▸ **WHAT YOU ARE ASKED TO DO**:
Keep only the lines of the data below that contain "components", and copy them.

▸ **DATA PROVIDED**:
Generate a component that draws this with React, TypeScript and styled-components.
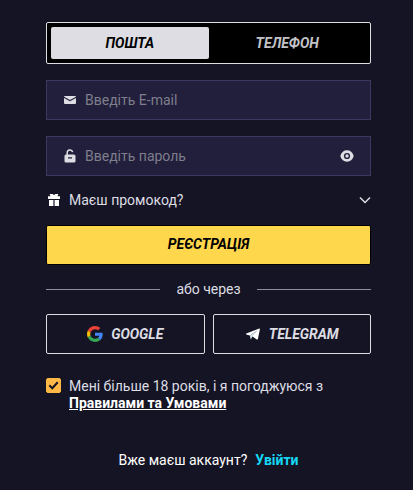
import React, { useState } from "react";
import styled, { createGlobalStyle } from "styled-components";

const GlobalStyle = createGlobalStyle`
  *, *::before, *::after { box-sizing: border-box; }
  body {
    margin: 0;
    min-height: 100vh;
    background: #151424;
    color: #dddde3;
    font-family: Roboto, "Liberation Sans", sans-serif;
    font-size: 14px;
    line-height: 18px;
  }
  button, input { font: inherit; }
`;

const Form = styled.form`
  display: flex;
  flex-direction: column;
  padding: 22px 42px 20px 46px;
`;

const Tabs = styled.div`
  display: grid;
  grid-template-columns: 1fr 1fr;
  height: 42px;
  padding: 4px;
  margin-bottom: 16px;
  background: #000;
  border: 1px solid #dddde3;
  border-radius: 2px;
`;

const Tab = styled.button<{ $active: boolean }>`
  padding: 0;
  border: 0;
  border-radius: 2px;
  background: ${(p) => (p.$active ? "#dddde3" : "transparent")};
  color: ${(p) => (p.$active ? "#000" : "#c3c3c8")};
  font-weight: 700;
  font-style: italic;
  cursor: pointer;
`;

const Fields = styled.div`
  display: flex;
  flex-direction: column;
  gap: 16px;
`;

const Field = styled.label`
  display: flex;
  align-items: center;
  height: 40px;
  padding: 0 16px;
  background: #211f3b;
  border: 1px solid #3b3963;
  color: #dddde3;
`;

const Input = styled.input`
  flex: 1;
  min-width: 0;
  margin-left: 8px;
  padding: 0;
  border: 0;
  outline: 0;
  background: transparent;
  color: #dddde3;
  &::placeholder { color: #7f7e8d; opacity: 1; }
`;

const IconButton = styled.button`
  display: flex;
  padding: 0;
  border: 0;
  background: transparent;
  color: inherit;
  cursor: pointer;
`;

const Promo = styled.button`
  display: flex;
  align-items: center;
  height: 48px;
  margin-bottom: 1px;
  padding: 0;
  border: 0;
  background: transparent;
  color: #dddde3;
  text-align: left;
  cursor: pointer;
`;

const PromoText = styled.span`
  flex: 1;
  margin-left: 8px;
`;

const Submit = styled.button`
  height: 40px;
  padding: 0 0 2px;
  border: 1px solid #000;
  border-radius: 2px;
  background: #ffd74d;
  color: #000;
  font-weight: 700;
  font-style: italic;
  cursor: pointer;
`;

const Divider = styled.div`
  display: flex;
  align-items: center;
  gap: 16px;
  height: 48px;
  margin-bottom: 1px;
  &::before, &::after {
    content: "";
    flex: 1;
    height: 1px;
    background: #8d8c97;
  }
`;

const Socials = styled.div`
  display: grid;
  grid-template-columns: 1fr 1fr;
  gap: 8px;
`;

const SocialButton = styled.button`
  display: flex;
  align-items: center;
  justify-content: center;
  gap: 8px;
  height: 40px;
  padding: 0;
  border: 1px solid #dddde3;
  border-radius: 2px;
  background: transparent;
  color: #dddde3;
  font-weight: 700;
  font-style: italic;
  cursor: pointer;
`;

const Terms = styled.div`
  display: flex;
  align-items: flex-start;
  gap: 8px;
  margin-top: 24px;
  line-height: 17px;
`;

const CheckWrap = styled.span`
  display: grid;
  color: #151424;
  & > * { grid-area: 1 / 1; }
  & > svg { pointer-events: none; }
`;

const Checkbox = styled.input`
  appearance: none;
  width: 15px;
  height: 15px;
  margin: 0;
  border: 1px solid #ffb845;
  border-radius: 2px;
  cursor: pointer;
  &:checked { background: #ffb845; }
`;

const TermsLink = styled.a`
  color: #fff;
  font-weight: 700;
`;

const Footer = styled.p`
  display: flex;
  justify-content: center;
  gap: 8px;
  margin: 39px 0 0;
  color: #fff;
`;

const LoginLink = styled.a`
  color: #14d8f5;
  font-weight: 700;
  text-decoration: none;
`;

const MailIcon = () => (
  <svg width="14" height="14" viewBox="0 0 14 14" fill="currentColor" aria-hidden="true">
    <path d="M2 3h10q.9 0 1 .7L7 7 1 3.700Q1.200 3 2 3Z" />
    <path d="M1 5.100 7 8.300 13 5.100V10q0 1-1 1H2q-1 0-1-1Z" />
  </svg>
);

const LockIcon = () => (
  <svg width="14" height="14" viewBox="0 0 14 14" aria-hidden="true">
    <path d="M4.200 6V3.800a2.800 2.800 0 0 1 5.500-.7" fill="none" stroke="currentColor" strokeWidth="1.500" />
    <path
      fill="currentColor"
      fillRule="evenodd"
      d="M3 5.500h8q1.500 0 1.500 1.500v5q0 1.500-1.500 1.500H3Q1.500 13.500 1.500 12V7q0-1.500 1.500-1.500ZM5 8.200v1.300h4V8.200Z"
    />
  </svg>
);

const EyeIcon = () => (
  <svg width="14" height="14" viewBox="0 0 14 14" aria-hidden="true">
    <path
      fill="currentColor"
      fillRule="evenodd"
      d="M7 1.300C3.800 1.300 1.300 3.300.3 7c1 3.700 3.500 5.700 6.700 5.700s5.700-2 6.700-5.700C12.700 3.300 10.200 1.300 7 1.300ZM7 3.900a3.100 3.100 0 1 1 0 6.200 3.100 3.100 0 0 1 0-6.200Z"
    />
    <circle cx="7" cy="7" r="1.700" fill="currentColor" />
  </svg>
);

const GiftIcon = () => (
  <svg width="15" height="14" viewBox="0 0 15 14" fill="#fff" aria-hidden="true">
    <path d="M2 3.200h2.300V2.200L3.800 2V1h2.700L8 2l1.500-1h2.700v1l-.5.200v1H14V6H2Z" />
    <path d="M3 7h4.400v6H3ZM8.600 7H13v6H8.600Z" />
  </svg>
);

const ChevronIcon = () => (
  <svg width="12" height="8" viewBox="0 0 12 8" fill="none" stroke="currentColor" strokeWidth="1.500" aria-hidden="true">
    <path d="m1 1.500 5 5 5-5" />
  </svg>
);

const GoogleIcon = () => (
  <svg width="16" height="16" viewBox="0 0 48 48" aria-hidden="true">
    <path fill="#ea4335" d="M24 9.500c3.540 0 6.710 1.220 9.210 3.600l6.850-6.850C35.900 2.380 30.470 0 24 0 14.620 0 6.510 5.380 2.560 13.220l7.980 6.190C12.430 13.720 17.740 9.500 24 9.500z" />
    <path fill="#4285f4" d="M46.980 24.550c0-1.570-.15-3.090-.38-4.550H24v9.020h12.940c-.58 2.960-2.260 5.480-4.780 7.180l7.730 6c4.510-4.180 7.090-10.360 7.090-17.650z" />
    <path fill="#fbbc05" d="M10.530 28.590c-.48-1.450-.76-2.990-.76-4.590s.27-3.140.76-4.590l-7.980-6.190C.92 16.460 0 20.120 0 24s.92 7.540 2.560 10.780l7.970-6.190z" />
    <path fill="#34a853" d="M24 48c6.480 0 11.930-2.130 15.890-5.810l-7.730-6c-2.150 1.450-4.920 2.300-8.160 2.300-6.260 0-11.570-4.220-13.470-9.910l-7.980 6.190C6.510 42.620 14.620 48 24 48z" />
  </svg>
);

const TelegramIcon = () => (
  <svg width="16" height="16" viewBox="0 0 16 16" aria-hidden="true">
    <path fill="#fff" d="M14.300 2.600 1.300 7.600q-.9.500 0 .9l3.500 1.100L12.400 4.500 6.800 10l5 3.400q.9.400 1.100-.5L14.900 3.200q0-.8-.6-.6Z" />
    <path fill="#d3e4ee" d="M4.800 9.500 12.400 4.500 7.600 10.200l-1.800 3.200Z" />
  </svg>
);

const CheckIcon = () => (
  <svg width="15" height="15" viewBox="0 0 15 15" fill="none" stroke="currentColor" strokeWidth="2" aria-hidden="true">
    <path d="m3.300 7.200 3 3 5.400-5.900" />
  </svg>
);

export default function App() {
  const [tab, setTab] = useState<"mail" | "phone">("mail");
  const [agreed, setAgreed] = useState(true);
  const [visible, setVisible] = useState(false);

  return (
    <>
      <GlobalStyle />
      <Form onSubmit={(e) => e.preventDefault()}>
        <Tabs>
          <Tab type="button" $active={tab === "mail"} aria-pressed={tab === "mail"} onClick={() => setTab("mail")}>
            ПОШТА
          </Tab>
          <Tab type="button" $active={tab === "phone"} aria-pressed={tab === "phone"} onClick={() => setTab("phone")}>
            ТЕЛЕФОН
          </Tab>
        </Tabs>
        <Fields>
          <Field>
            <MailIcon />
            <Input type="email" placeholder="Введіть E-mail" aria-label="E-mail" />
          </Field>
          <Field>
            <LockIcon />
            <Input type={visible ? "text" : "password"} placeholder="Введіть пароль" aria-label="Пароль" />
            <IconButton type="button" aria-label="Показати пароль" onClick={() => setVisible(!visible)}>
              <EyeIcon />
            </IconButton>
          </Field>
        </Fields>
        <Promo type="button">
          <GiftIcon />
          <PromoText>Маєш промокод?</PromoText>
          <ChevronIcon />
        </Promo>
        <Submit type="submit">РЕЄСТРАЦІЯ</Submit>
        <Divider>або через</Divider>
        <Socials>
          <SocialButton type="button">
            <GoogleIcon />
            GOOGLE
          </SocialButton>
          <SocialButton type="button">
            <TelegramIcon />
            TELEGRAM
          </SocialButton>
        </Socials>
        <Terms>
          <CheckWrap>
            <Checkbox id="terms" type="checkbox" checked={agreed} onChange={(e) => setAgreed(e.target.checked)} />
            {agreed && <CheckIcon />}
          </CheckWrap>
          <label htmlFor="terms">
            Мені більше 18 років, і я погоджуюся з <TermsLink href="#terms">Правилами та Умовами</TermsLink>
          </label>
        </Terms>
        <Footer>
          Вже маєш аккаунт? <LoginLink href="#login">Увійти</LoginLink>
        </Footer>
      </Form>
    </>
  );
}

▸ **EXPECTED OUTPUT**:
Generate a component that draws this with React, TypeScript and styled-components.
import styled, { createGlobalStyle } from "styled-components";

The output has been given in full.